**Exercise task**
Where a line of the material contains the string "React", copy that line.
——
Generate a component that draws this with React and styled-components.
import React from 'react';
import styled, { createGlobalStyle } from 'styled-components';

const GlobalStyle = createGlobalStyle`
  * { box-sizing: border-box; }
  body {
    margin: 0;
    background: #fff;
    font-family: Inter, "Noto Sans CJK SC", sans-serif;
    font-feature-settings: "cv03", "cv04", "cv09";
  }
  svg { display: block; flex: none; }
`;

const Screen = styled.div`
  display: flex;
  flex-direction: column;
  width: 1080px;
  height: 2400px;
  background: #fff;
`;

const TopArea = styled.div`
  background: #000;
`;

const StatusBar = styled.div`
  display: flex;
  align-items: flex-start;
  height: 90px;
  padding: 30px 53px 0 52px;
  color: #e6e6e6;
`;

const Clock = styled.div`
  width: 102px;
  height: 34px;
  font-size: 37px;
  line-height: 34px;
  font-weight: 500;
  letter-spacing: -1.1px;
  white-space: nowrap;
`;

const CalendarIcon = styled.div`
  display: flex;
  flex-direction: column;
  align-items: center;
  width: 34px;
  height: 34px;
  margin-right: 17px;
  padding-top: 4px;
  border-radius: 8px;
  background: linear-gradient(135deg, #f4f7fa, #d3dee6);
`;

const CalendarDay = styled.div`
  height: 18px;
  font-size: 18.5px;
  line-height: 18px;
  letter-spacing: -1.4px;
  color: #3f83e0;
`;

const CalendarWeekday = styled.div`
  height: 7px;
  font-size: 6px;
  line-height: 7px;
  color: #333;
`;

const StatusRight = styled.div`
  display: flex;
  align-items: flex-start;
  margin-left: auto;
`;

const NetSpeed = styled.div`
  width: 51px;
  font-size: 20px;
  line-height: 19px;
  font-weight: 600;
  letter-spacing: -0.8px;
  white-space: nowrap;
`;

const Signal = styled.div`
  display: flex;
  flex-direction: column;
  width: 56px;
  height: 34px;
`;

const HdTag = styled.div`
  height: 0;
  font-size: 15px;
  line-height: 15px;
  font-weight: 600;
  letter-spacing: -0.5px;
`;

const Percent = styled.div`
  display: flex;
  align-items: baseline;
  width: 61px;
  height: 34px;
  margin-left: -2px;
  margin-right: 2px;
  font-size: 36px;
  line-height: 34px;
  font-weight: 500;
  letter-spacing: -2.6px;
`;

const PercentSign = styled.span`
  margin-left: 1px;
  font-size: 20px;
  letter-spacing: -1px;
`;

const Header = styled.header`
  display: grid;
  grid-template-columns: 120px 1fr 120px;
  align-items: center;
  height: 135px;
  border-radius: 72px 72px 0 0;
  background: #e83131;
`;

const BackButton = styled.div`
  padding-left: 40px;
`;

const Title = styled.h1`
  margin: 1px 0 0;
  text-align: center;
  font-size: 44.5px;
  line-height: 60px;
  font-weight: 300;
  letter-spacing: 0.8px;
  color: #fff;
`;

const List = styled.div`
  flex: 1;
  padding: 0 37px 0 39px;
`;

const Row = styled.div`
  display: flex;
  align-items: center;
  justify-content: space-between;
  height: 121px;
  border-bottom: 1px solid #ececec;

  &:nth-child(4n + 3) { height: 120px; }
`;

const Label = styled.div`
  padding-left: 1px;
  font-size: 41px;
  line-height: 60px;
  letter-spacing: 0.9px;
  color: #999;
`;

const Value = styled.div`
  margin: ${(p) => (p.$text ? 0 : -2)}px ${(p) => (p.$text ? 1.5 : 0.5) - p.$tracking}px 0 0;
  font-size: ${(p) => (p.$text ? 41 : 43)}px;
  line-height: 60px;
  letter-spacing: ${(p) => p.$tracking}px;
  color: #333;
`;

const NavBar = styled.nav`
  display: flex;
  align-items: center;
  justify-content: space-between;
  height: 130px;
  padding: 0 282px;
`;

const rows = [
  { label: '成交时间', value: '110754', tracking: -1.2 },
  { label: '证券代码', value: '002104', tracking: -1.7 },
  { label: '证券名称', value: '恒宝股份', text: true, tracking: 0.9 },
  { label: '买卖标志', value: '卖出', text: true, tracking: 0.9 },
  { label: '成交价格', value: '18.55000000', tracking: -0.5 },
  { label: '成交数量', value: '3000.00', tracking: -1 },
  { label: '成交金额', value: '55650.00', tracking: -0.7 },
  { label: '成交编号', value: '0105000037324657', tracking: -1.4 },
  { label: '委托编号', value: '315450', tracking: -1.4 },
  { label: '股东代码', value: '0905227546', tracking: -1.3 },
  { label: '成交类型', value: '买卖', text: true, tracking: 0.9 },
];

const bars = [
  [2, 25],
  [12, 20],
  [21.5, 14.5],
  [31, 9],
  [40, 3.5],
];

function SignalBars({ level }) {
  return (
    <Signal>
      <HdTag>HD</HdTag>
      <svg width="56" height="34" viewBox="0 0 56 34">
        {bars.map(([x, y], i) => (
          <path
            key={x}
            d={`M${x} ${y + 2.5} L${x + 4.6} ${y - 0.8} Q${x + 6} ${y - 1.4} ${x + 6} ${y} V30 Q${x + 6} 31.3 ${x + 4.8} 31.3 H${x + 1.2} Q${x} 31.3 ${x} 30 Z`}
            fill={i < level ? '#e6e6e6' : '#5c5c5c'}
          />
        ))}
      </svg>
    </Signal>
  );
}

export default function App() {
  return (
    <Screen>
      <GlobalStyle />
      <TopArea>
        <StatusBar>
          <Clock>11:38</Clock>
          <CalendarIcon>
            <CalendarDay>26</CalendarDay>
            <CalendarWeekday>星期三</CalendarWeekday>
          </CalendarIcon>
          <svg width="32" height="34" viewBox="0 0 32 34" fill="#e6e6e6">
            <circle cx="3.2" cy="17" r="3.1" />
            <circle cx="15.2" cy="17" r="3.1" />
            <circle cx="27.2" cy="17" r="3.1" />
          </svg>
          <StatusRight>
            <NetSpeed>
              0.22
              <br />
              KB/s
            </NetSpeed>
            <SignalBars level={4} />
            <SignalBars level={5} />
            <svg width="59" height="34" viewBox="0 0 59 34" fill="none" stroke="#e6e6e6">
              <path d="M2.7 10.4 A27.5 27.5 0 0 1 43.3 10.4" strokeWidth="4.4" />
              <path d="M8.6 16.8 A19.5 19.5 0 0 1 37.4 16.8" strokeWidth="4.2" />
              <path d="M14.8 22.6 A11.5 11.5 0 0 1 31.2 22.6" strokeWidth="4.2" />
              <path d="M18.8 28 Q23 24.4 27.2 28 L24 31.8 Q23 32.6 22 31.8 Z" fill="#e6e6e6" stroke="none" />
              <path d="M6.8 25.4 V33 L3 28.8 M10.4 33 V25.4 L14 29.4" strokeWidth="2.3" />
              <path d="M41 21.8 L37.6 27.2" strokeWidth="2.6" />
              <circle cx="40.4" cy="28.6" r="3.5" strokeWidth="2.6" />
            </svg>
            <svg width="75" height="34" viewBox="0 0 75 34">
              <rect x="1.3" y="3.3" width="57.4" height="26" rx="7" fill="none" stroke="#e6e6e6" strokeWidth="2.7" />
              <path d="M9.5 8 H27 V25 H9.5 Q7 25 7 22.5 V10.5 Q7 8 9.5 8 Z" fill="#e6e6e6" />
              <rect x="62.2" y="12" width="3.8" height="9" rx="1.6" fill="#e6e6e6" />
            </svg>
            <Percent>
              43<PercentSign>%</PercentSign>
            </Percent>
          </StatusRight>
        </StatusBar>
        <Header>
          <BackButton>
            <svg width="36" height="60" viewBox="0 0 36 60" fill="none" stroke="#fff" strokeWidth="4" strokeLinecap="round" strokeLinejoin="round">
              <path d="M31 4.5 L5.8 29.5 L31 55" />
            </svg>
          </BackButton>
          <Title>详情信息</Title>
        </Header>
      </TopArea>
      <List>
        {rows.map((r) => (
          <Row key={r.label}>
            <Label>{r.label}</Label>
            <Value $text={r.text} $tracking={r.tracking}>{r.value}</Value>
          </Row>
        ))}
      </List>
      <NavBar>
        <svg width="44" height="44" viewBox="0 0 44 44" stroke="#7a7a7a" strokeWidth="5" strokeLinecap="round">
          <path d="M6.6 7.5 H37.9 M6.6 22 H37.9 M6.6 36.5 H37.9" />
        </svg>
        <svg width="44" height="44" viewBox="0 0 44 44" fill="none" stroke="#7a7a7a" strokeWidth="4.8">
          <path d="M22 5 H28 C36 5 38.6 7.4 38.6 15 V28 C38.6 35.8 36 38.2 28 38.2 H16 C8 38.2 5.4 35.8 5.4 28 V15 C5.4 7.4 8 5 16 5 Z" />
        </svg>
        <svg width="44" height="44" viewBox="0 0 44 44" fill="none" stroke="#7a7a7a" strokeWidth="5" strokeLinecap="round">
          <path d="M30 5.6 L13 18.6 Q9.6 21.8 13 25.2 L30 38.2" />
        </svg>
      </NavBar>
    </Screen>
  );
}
——
**Written response**
Generate a component that draws this with React and styled-components.
import React from 'react';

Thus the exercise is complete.